Vodafone Idea: A case of jumbled signals and crossed wires

The statement last week by Communications Minister Ashwini Vaishnaw that Vodafone Idea requires capital infusion and that equity conversion by the government is not the only requirement may be an indication of a schism between the government and the company in the aftermath of the revival package announced in September 2021.
The government’s plan was to give telecoms cash flow relief by postponing payment of adjusted gross income and spectrum dues for four years while protecting the net present value. Operators were offered the option of paying the accumulated interest on the postponed payment to the government in the form of equity. In Vodafone Idea’s case, the total came to Rs 16,130 crore. Following the conversion to equity, the government would become the company’s single largest stakeholder, with a stake of roughly 33%, while the promoters’ interest would decrease from 74.99% to 50%. However, the government has said unequivocally that it would neither participate in management or seek board participation.

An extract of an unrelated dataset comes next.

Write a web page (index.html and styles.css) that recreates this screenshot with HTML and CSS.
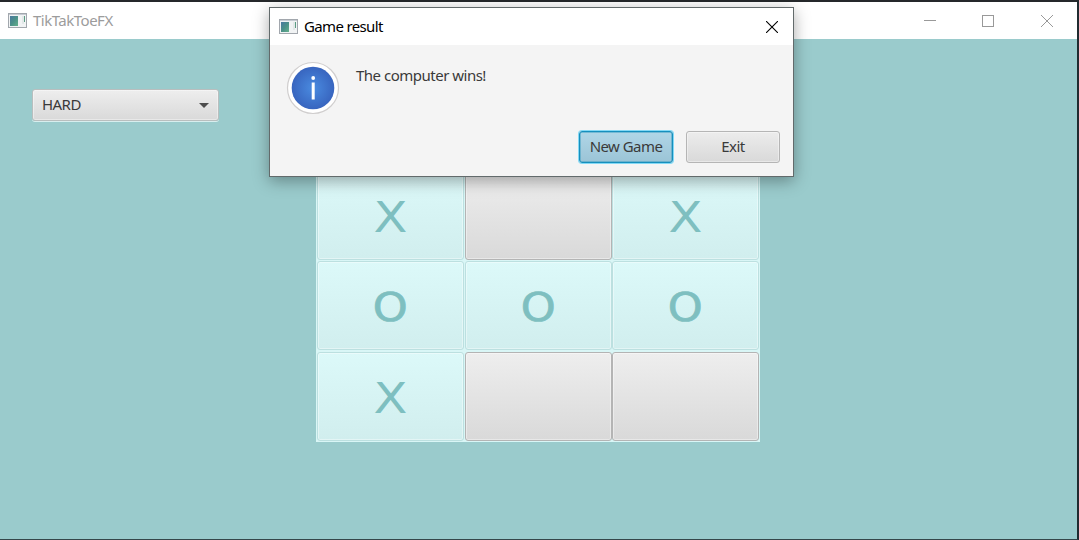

While Bharti Airtel had also chosen to delay the payments, Vodafone Idea was the sole operator to give the government shares in exchange for interest payments.
The signals were muddled here, and the standoff started.
Apart from safeguarding banks and its own dues, the government believed that by providing relief, Vodafone Idea would be able to obtain cash. Vodafone Idea, on the other hand, anticipated that the government will first convert the dues into stock, providing reassurance to investors wanting to engage in the firm.
As the telecom urged the government for equity conversion, authorities perceived it as a pre-condition that was not stated in the revival package’s conditions. Furthermore, government authorities stated that Vodafone Idea’s promoters had agreed to investing Rs 10,000 crore in the firm. They have barely invested Rs 4,900 crore so far. The company stated that it required Rs 25,000 crore to get through the crisis, with the remaining Rs 20,000 crore coming from investors once the government turned the dues into equity.
According to official sources, concerns began to arise in government circles that if the equity conversion was completed but the promoters failed to put money in or bring in new investors, the government would be forced to manage the firm. This viewpoint was supported by the fact that the telecom package also stated that if corporations failed to pay the main amount at the conclusion of the four-year period, the government would have the option of turning even that amount into equity. In government circles, there was concern that in the case of Vodafone Idea, this discretion would become mandatory.